EXERCISE REQUIREMENTS:
Collect all the lines that mention the word "React".

SUPPLIED MATERIAL:
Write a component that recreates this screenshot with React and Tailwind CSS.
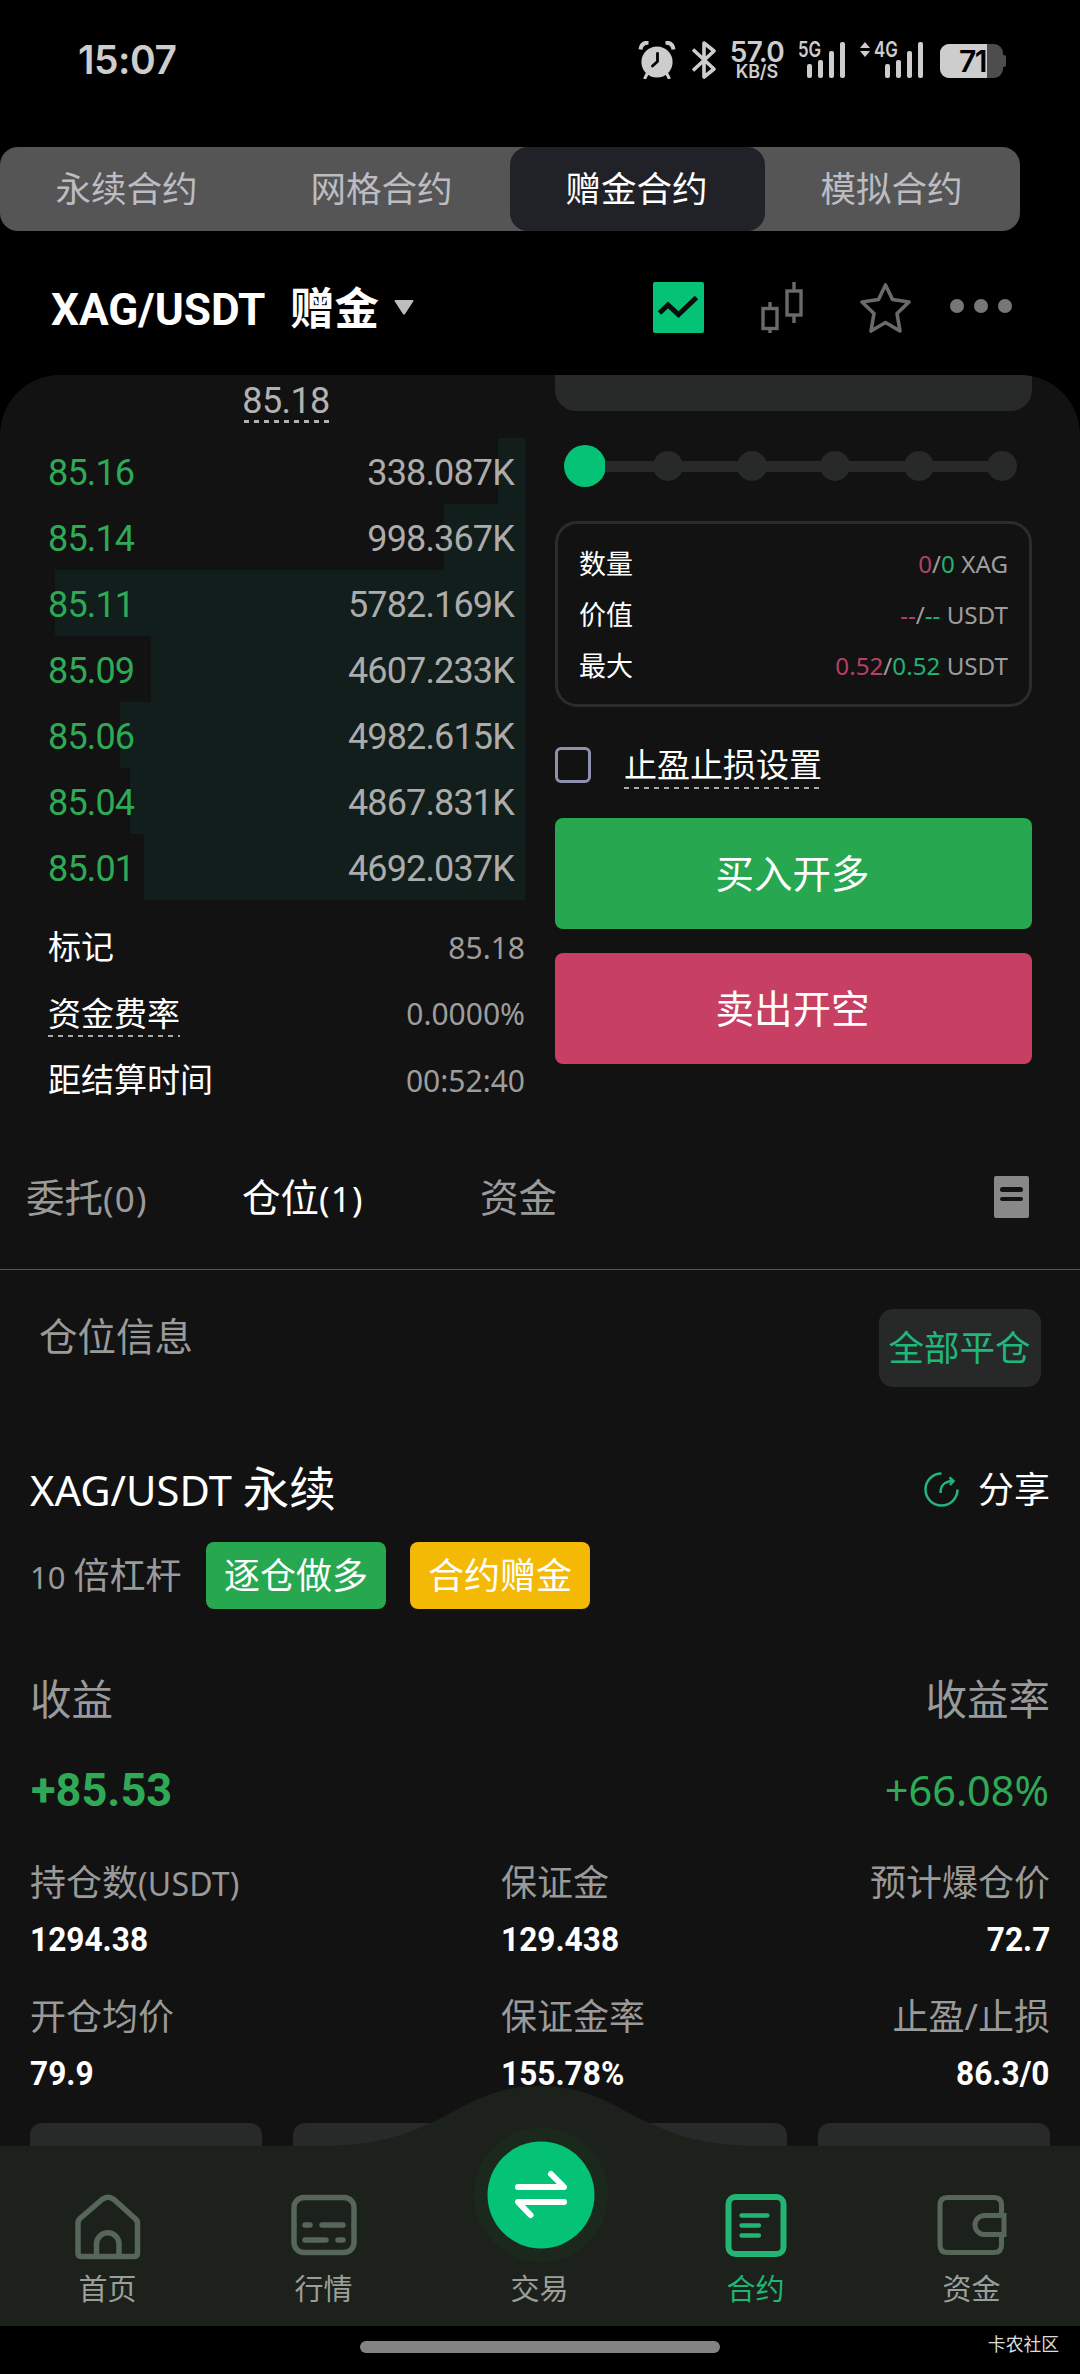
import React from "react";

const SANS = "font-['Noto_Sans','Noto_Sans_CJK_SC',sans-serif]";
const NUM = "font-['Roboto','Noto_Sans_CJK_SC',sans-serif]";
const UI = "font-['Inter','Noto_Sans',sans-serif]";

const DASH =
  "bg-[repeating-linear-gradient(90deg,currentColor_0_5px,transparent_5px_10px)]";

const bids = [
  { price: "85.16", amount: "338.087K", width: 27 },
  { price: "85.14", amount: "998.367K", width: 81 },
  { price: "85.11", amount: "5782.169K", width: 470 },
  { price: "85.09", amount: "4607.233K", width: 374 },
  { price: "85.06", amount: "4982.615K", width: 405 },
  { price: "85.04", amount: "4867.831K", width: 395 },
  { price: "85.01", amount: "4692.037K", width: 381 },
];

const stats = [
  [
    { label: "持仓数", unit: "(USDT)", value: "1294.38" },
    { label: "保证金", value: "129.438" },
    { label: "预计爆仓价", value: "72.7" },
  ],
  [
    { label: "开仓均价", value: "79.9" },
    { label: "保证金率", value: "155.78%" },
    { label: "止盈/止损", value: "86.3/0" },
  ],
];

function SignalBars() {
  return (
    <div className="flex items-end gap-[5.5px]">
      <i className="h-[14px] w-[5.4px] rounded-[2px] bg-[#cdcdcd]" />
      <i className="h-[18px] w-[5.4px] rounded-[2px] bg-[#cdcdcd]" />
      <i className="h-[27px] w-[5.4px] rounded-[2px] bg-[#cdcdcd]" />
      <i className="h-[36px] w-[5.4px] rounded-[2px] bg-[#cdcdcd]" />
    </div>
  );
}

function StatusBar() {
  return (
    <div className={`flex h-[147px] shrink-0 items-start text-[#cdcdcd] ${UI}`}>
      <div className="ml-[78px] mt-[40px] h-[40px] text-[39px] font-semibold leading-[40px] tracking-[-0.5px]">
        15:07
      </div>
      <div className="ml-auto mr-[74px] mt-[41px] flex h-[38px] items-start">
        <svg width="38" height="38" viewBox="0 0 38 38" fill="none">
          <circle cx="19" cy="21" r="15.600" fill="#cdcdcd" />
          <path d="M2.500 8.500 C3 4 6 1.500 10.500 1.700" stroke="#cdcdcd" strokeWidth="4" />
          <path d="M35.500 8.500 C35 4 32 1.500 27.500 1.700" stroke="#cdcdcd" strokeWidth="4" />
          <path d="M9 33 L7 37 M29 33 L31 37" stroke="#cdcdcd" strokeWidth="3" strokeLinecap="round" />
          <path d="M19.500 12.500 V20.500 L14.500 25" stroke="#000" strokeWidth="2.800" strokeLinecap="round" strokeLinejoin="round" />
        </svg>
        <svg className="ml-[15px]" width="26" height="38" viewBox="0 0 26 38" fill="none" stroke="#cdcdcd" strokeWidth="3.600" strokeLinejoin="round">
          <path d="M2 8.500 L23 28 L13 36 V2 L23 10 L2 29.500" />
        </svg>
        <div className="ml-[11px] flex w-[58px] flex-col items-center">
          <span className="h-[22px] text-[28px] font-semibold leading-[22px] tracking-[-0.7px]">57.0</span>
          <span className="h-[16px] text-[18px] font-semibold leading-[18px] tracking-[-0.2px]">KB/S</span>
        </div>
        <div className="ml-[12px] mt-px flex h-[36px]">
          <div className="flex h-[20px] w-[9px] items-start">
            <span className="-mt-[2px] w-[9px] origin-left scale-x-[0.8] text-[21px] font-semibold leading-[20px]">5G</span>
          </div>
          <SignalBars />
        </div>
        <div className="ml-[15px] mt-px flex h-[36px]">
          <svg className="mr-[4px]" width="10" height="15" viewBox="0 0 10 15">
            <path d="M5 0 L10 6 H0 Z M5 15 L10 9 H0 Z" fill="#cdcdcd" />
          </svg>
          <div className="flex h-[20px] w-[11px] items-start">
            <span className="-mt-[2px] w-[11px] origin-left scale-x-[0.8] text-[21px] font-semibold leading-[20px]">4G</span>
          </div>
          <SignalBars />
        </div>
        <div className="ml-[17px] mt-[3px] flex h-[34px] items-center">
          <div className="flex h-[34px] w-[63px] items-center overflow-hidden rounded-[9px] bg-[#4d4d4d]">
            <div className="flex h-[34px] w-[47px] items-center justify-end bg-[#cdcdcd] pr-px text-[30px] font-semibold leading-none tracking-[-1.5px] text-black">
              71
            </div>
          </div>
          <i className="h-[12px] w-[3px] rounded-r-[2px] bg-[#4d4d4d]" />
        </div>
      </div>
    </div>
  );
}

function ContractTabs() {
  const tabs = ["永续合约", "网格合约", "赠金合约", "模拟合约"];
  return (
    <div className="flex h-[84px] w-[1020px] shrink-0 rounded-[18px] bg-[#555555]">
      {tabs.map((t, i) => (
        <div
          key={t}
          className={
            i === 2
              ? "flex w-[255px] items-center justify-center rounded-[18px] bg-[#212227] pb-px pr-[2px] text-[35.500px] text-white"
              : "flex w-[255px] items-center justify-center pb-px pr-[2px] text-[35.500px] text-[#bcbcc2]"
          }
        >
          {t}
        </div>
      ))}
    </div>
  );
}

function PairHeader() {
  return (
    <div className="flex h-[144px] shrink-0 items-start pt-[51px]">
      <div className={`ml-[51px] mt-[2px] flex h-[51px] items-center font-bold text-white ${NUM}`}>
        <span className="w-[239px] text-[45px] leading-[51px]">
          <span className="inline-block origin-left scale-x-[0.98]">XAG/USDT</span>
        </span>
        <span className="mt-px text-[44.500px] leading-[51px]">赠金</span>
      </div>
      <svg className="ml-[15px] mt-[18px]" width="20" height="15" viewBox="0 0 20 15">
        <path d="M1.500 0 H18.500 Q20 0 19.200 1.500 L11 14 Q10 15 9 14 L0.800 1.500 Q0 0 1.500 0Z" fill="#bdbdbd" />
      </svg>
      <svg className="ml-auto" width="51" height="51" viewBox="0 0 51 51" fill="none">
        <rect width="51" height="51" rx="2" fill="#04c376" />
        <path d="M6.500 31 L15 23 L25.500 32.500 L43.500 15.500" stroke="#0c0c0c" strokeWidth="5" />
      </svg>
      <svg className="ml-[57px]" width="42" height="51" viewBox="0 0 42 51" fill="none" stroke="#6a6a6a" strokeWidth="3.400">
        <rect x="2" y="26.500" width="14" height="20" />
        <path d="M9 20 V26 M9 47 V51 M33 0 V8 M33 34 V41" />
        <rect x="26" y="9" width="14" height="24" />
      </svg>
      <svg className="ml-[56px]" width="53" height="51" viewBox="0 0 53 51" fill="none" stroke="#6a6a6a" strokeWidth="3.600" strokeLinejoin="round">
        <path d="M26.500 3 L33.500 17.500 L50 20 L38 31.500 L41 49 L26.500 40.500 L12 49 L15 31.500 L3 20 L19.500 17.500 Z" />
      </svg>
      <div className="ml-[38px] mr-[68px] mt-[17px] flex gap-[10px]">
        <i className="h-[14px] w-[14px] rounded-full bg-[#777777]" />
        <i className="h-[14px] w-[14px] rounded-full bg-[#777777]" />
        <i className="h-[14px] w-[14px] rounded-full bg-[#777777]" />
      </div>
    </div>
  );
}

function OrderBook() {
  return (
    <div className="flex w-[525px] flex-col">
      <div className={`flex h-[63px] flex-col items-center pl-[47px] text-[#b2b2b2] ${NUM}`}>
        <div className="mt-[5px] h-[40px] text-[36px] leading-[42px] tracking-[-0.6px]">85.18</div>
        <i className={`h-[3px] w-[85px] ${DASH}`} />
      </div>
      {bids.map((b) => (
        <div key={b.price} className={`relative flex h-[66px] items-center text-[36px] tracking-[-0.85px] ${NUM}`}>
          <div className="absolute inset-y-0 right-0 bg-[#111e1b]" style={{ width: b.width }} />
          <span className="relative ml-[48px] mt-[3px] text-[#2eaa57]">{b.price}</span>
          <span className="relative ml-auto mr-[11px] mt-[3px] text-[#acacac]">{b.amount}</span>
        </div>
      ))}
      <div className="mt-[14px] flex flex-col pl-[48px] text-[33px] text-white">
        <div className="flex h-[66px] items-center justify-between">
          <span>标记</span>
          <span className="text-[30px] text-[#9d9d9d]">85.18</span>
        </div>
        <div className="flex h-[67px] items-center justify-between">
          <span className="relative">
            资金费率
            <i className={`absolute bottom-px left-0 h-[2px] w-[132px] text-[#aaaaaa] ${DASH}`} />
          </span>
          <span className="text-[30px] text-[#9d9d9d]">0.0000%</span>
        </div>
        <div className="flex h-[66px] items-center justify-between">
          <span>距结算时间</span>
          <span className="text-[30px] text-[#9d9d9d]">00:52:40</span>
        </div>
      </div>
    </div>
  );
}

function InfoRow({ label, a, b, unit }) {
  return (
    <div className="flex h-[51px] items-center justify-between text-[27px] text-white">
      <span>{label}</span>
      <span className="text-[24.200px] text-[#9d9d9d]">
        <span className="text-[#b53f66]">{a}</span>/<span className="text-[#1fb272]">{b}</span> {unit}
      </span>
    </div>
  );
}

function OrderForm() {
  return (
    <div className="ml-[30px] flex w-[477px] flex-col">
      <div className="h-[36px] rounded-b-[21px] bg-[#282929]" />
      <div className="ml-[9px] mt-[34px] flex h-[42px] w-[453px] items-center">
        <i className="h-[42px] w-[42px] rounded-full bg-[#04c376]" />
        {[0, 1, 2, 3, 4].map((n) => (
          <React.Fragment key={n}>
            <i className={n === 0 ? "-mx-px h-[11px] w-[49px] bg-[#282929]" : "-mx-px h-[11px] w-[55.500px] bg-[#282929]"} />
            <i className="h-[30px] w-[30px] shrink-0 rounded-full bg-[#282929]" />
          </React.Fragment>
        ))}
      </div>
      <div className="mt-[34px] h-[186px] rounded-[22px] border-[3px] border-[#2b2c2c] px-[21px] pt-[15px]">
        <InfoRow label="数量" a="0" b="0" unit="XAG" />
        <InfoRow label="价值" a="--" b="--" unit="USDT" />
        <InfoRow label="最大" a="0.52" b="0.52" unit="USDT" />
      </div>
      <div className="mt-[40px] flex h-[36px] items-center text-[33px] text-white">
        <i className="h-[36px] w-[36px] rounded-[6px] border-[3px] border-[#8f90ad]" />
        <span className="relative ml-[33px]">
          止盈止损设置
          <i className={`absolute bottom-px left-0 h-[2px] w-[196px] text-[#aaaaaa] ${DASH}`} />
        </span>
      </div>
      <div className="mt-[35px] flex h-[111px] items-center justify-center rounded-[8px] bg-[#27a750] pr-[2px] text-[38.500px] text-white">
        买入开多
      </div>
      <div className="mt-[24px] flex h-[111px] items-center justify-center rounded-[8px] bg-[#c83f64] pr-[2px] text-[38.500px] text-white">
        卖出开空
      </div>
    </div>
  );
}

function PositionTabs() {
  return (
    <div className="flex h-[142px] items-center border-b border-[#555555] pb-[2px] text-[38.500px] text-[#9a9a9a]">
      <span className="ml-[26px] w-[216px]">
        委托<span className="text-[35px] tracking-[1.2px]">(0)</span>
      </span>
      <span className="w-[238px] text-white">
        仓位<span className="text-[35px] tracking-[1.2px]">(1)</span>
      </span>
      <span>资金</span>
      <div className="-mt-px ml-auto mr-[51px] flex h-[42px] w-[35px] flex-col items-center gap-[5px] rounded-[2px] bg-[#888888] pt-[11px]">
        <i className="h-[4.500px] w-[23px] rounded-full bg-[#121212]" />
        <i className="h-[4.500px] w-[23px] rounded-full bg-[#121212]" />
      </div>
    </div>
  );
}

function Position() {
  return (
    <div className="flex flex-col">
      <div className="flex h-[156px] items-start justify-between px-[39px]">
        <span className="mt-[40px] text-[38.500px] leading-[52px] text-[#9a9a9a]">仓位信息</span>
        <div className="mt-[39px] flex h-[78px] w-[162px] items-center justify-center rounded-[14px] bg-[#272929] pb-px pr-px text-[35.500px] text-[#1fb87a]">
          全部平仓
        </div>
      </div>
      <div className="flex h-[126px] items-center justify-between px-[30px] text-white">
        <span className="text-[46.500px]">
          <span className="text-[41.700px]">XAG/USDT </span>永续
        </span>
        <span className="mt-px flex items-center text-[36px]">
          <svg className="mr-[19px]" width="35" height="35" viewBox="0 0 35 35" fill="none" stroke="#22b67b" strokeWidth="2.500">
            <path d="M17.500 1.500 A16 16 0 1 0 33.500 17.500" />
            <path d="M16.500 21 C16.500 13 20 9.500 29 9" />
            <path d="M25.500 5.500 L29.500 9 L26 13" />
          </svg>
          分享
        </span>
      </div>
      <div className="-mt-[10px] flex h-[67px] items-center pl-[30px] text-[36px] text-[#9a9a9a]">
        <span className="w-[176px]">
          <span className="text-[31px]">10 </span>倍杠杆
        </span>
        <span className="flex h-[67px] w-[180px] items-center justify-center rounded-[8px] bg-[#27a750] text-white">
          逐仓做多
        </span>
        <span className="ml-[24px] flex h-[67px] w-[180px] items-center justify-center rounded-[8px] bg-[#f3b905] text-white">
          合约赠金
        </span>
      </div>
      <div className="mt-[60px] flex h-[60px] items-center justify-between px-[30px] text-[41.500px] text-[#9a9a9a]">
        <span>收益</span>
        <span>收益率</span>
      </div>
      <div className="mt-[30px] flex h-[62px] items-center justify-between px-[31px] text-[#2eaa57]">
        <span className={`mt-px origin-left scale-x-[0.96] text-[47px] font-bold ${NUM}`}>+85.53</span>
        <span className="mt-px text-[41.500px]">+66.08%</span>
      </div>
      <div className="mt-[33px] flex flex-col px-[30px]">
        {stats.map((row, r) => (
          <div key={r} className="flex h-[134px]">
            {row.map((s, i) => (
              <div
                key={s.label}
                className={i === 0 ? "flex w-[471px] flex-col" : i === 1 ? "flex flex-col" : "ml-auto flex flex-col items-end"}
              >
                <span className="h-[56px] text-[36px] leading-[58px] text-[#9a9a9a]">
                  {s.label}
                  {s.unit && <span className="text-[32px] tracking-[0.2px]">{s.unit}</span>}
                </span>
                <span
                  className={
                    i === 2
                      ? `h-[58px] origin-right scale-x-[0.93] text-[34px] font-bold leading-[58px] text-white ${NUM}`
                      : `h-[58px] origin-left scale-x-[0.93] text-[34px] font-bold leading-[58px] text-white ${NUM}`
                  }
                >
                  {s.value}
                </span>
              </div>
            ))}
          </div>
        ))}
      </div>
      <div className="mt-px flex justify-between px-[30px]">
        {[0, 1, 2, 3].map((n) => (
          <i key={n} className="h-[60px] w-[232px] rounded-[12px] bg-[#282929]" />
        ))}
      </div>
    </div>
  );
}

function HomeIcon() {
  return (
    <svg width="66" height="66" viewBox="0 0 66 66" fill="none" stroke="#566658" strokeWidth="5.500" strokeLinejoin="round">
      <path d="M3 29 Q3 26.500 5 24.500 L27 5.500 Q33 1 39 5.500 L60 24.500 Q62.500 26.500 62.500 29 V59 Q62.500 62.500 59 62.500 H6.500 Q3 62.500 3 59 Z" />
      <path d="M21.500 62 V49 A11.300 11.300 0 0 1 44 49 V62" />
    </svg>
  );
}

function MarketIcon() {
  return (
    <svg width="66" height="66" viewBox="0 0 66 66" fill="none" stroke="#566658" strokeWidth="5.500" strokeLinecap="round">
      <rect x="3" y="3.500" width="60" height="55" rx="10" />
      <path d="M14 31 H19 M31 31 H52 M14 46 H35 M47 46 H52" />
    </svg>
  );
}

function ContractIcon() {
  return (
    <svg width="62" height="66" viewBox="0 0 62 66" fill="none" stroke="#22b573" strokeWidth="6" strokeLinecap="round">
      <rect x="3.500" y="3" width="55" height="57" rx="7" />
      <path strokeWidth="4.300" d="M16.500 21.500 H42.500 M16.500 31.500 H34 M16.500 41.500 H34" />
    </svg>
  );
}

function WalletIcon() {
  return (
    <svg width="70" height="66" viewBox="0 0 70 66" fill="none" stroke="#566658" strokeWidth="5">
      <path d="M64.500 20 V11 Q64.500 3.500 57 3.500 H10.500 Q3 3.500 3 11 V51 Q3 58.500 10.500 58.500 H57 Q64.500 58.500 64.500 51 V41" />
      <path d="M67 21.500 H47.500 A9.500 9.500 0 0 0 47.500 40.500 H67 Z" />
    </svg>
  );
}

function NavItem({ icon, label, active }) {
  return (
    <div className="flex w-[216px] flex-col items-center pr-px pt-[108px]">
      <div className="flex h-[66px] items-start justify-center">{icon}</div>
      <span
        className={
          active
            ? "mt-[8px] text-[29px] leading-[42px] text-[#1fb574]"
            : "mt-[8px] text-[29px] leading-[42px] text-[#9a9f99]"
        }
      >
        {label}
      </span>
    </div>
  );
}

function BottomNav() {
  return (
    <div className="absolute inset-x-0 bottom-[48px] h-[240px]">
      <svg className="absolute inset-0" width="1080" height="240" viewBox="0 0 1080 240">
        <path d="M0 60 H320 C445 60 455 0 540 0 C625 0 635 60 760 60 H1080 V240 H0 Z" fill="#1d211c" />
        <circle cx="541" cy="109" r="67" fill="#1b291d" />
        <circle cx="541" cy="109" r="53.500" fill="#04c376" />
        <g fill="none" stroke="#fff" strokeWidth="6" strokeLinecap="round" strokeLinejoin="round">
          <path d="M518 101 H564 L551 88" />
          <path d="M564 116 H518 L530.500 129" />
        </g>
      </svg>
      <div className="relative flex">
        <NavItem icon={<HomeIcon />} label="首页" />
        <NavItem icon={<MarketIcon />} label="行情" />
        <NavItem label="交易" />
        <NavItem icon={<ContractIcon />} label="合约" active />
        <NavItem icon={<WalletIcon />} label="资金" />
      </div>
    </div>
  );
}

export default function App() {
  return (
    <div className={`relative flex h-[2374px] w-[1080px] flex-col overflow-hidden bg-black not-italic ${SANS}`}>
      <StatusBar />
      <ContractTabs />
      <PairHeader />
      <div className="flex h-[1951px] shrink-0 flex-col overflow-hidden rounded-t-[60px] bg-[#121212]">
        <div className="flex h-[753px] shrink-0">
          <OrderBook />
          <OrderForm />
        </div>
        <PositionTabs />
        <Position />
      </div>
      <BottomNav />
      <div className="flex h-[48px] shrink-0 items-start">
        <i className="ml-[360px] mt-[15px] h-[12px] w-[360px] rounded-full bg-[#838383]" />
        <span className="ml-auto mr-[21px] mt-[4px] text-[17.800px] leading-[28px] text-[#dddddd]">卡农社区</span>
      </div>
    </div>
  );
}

WRITTEN ANSWER:
Write a component that recreates this screenshot with React and Tailwind CSS.
import React from "react";
          <React.Fragment key={n}>
          </React.Fragment>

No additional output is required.